Weeks passed. June resumed work at the vet clinic. She cleared out Ava’s bedroom. Filed for probate. Changed the locks. Everyone around her commented on her strength — the quiet, composed woman who had lost everything and still kept going.

She donated to missing children’s charities. Lit a candle each night. Sang Ava’s favorite lullaby once a week, alone in her car, until the tears came like ritual.

But beneath all of it was the cold hard truth.

Forgiveness had been a mountain. Revenge had been a lever.

Then came the letter.

Typed. No return address. Delivered by hand.

I know what you did. You chose the wrong person to bury secrets with.

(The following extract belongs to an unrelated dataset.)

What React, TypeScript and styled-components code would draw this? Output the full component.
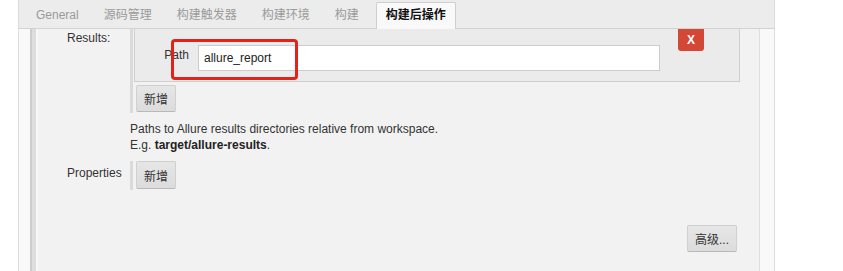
import React from 'react';
import styled, { createGlobalStyle } from 'styled-components';

const GlobalStyle = createGlobalStyle`
  html, body { margin: 0; padding: 0; background: #ffffff; }
  body {
    font-family: "Liberation Sans", Arial, "Noto Sans CJK SC", sans-serif;
    font-size: 12px;
    color: #333333;
  }
`;

// ─── Frame ────────────────────────────────────────────────────────────────────

const Page = styled.div`
  width: 843px;
  height: 271px;
  overflow: hidden;
  background: #ffffff;
`;

const Panel = styled.div`
  margin-left: 18px;
  width: 755px;
  height: 271px;
  display: flex;
  flex-direction: column;
  border-left: 1px solid #dcdcdc;
  border-right: 1px solid #dcdcdc;
  background: #f9f9f9;
`;

// ─── Tabs ─────────────────────────────────────────────────────────────────────

const TabBar = styled.div`
  height: 29px;
  flex-shrink: 0;
  display: flex;
  align-items: flex-end;
  padding-left: 6px;
  background: #ececec;
  border-bottom: 1px solid #d2d2d2;
  box-sizing: border-box;
`;

const Tab = styled.div<{ $active?: boolean }>`
  height: 26px;
  line-height: 24px;
  padding: 0 10px;
  margin-right: 3px;
  margin-bottom: ${({ $active }) => ($active ? '-1px' : '0')};
  font-size: 12px;
  white-space: nowrap;
  box-sizing: border-box;
  color: ${({ $active }) => ($active ? '#111111' : '#9a9a9a')};
  font-weight: ${({ $active }) => ($active ? 700 : 400)};
  background: ${({ $active }) => ($active ? '#f9f9f9' : 'transparent')};
  border: 1px solid ${({ $active }) => ($active ? '#cfcfcf' : 'transparent')};
  border-bottom: none;
  border-radius: 2px 2px 0 0;
  ${({ $active }) => $active && 'height: 27px; padding: 0 9px; margin-left: 3px;'}
`;

// ─── Body ─────────────────────────────────────────────────────────────────────

const Frame = styled.div`
  flex: 1;
  display: flex;
  padding: 0 14px 0 11px;
`;

const Section = styled.div`
  flex: 1;
  display: flex;
  flex-direction: column;
  background: #f2f2f2;
  border-left: 2px solid #cdcdcd;
  border-right: 1px solid #dedede;
  box-shadow: inset 4px 0 0 #dddddd, inset 6px 0 0 #f7f7f7;
  padding-left: 5px;
  padding-right: 19px;
`;

const FieldRow = styled.div<{ $top?: number }>`
  display: flex;
  align-items: flex-start;
  margin-top: ${({ $top }) => $top ?? 0}px;
`;

const FieldLabel = styled.div<{ $pad?: number }>`
  width: 63px;
  padding-left: 30px;
  padding-top: ${({ $pad }) => $pad ?? 0}px;
  line-height: 16px;
  flex-shrink: 0;
  color: #333333;
`;

const FieldValue = styled.div`
  flex: 1;
  min-width: 0;
`;

const Repeated = styled.div`
  border-left: 3px solid #dadada;
  padding-bottom: 1px;
`;

const Chunk = styled.div`
  position: relative;
  display: flex;
  align-items: flex-start;
  margin-left: 1px;
  height: 52px;
  background: #ebebeb;
  border: 1px solid #cfcfcf;
  border-top: none;
`;

const ChunkLabel = styled.div`
  width: 54px;
  margin-top: 15px;
  line-height: 22px;
  text-align: right;
  color: #333333;
  flex-shrink: 0;
`;

const TextInput = styled.input`
  width: 462px;
  height: 26px;
  margin: 16px 0 0 9px;
  padding: 0 5px;
  box-sizing: border-box;
  border: 1px solid #cccccc;
  background: #ffffff;
  font-family: inherit;
  font-size: 12px;
  color: #222222;
  outline: none;
`;

const DeleteButton = styled.button`
  margin-left: 18px;
  width: 26px;
  height: 22px;
  padding: 0;
  border: none;
  border-radius: 0 0 3px 3px;
  background: #d24736;
  color: #ffffff;
  font-family: inherit;
  font-size: 12px;
  font-weight: 700;
  line-height: 20px;
`;

const Annotation = styled.div`
  position: absolute;
  left: 36px;
  top: 10px;
  width: 127px;
  height: 41px;
  box-sizing: border-box;
  border: 3px solid #e2231a;
  border-radius: 4px;
  pointer-events: none;
`;

const GrayButton = styled.button<{ $width: number; $height?: number }>`
  width: ${({ $width }) => $width}px;
  height: ${({ $height }) => $height ?? 27}px;
  padding: 0;
  box-sizing: border-box;
  border: 1px solid #d0d0d0;
  border-bottom-color: #b9b9b9;
  border-radius: 2px;
  background: linear-gradient(#e6e6e6, #dcdcdc);
  font-family: inherit;
  font-size: 12px;
  color: #333333;
`;

const AddSlot = styled.div<{ $top?: number }>`
  padding: ${({ $top }) => $top ?? 3}px 0 0 3px;
`;

const Help = styled.div`
  margin-top: 8px;
  line-height: 16px;
  color: #333333;
  b { color: #222222; }
`;

const ActionRow = styled.div`
  display: flex;
  justify-content: flex-end;
  margin-top: 35px;
  padding-right: 3px;
`;

// ─── Component ────────────────────────────────────────────────────────────────

const tabs = ['General', '源码管理', '构建触发器', '构建环境', '构建', '构建后操作'];

export default function App() {
  return (
    <Page>
      <GlobalStyle />
      <Panel>
        <TabBar>
          {tabs.map((t, i) => (
            <Tab key={t} $active={i === tabs.length - 1}>{t}</Tab>
          ))}
        </TabBar>

        <Frame>
          <Section>
            <FieldRow>
              <FieldLabel $pad={1}>Results:</FieldLabel>
              <FieldValue>
                <Repeated>
                  <Chunk>
                    <ChunkLabel>Path</ChunkLabel>
                    <TextInput defaultValue="allure_report" />
                    <DeleteButton>X</DeleteButton>
                    <Annotation />
                  </Chunk>
                  <AddSlot>
                    <GrayButton $width={40}>新增</GrayButton>
                  </AddSlot>
                </Repeated>
                <Help>
                  Paths to Allure results directories relative from workspace.
                  <br />
                  E.g. <b>target/allure-results</b>.
                </Help>
              </FieldValue>
            </FieldRow>

            <FieldRow $top={8}>
              <FieldLabel $pad={4}>Properties</FieldLabel>
              <FieldValue>
                <Repeated>
                  <AddSlot $top={0}>
                    <GrayButton $width={40} $height={28}>新增</GrayButton>
                  </AddSlot>
                </Repeated>
              </FieldValue>
            </FieldRow>

            <ActionRow>
              <GrayButton $width={50}>高级...</GrayButton>
            </ActionRow>
          </Section>
        </Frame>
      </Panel>
    </Page>
  );
}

Inside the envelope was a photograph of June kneeling beside Elias’s grave. Dated.

June became paranoid. She set up cameras around the property. She stopped sleeping again. The shadows that once retreated now seemed to follow. Someone had been in her home — she could feel it. A pillow shifted. A teacup washed. One drawer open when she was sure she had closed it.

Lena noticed.

“You’re not okay,” she said.

“I am,” June insisted.

“You’re not eating. You’re jumping at shadows.”

“I made peace with what I did.”

“You didn’t. You made a deal with it.”

The next letter didn’t come in the mail.

It was spray-painted across her garage door.

Murderer.

June fell to her knees in the snow, fingers clawing at the letters like she could erase them with pain alone. The cold didn’t matter. The blood on her hands didn’t matter. She had chosen this.

And now someone else had, too.

Sitting in the bathtub that night, the water long gone cold, June thought of forgiveness again. What it might’ve cost.

She could’ve turned Elias in. Let the justice system fail or succeed. Lived the rest of her life knowing she had done what was right. But she hadn’t wanted right.

She had wanted punishment.

And now, she was being punished in return.

There was only one way to end it.

She found the motel listed on the back of the photo, traced the vendor who developed the film, followed the breadcrumb trail until it led to someone she hadn’t expected.

Sheriff Mallory.

The same man who’d told her revenge wasn’t the answer.

He didn’t look surprised to see her. “Told you forgiveness was the harder road.”

“You were watching me?”

He sighed. “You’re not the first to think a bullet makes grief easier to carry.”

“So what now?”

“That depends on you.”

June didn’t speak for a long time.

Then she opened her purse and placed the revolver between them on the table. Loaded.

“You want to punish me?” she asked.

“No,” he said. “I want to see if you’ll ever punish yourself.”

And he left.

June sat alone. Snow melting off her boots. Gun between her hands. Forgiveness was still an option.

But she didn’t take it.

She got up. Walked to her car. And drove into the night.

Months later, the vet clinic was sold. June’s home, boarded up. Her car, found in another state.

But no one ever found her.

Just a single note in Ava’s room, written in June’s handwriting:

“I crossed a line that can’t be uncrossed. But maybe some lines should stay that way.”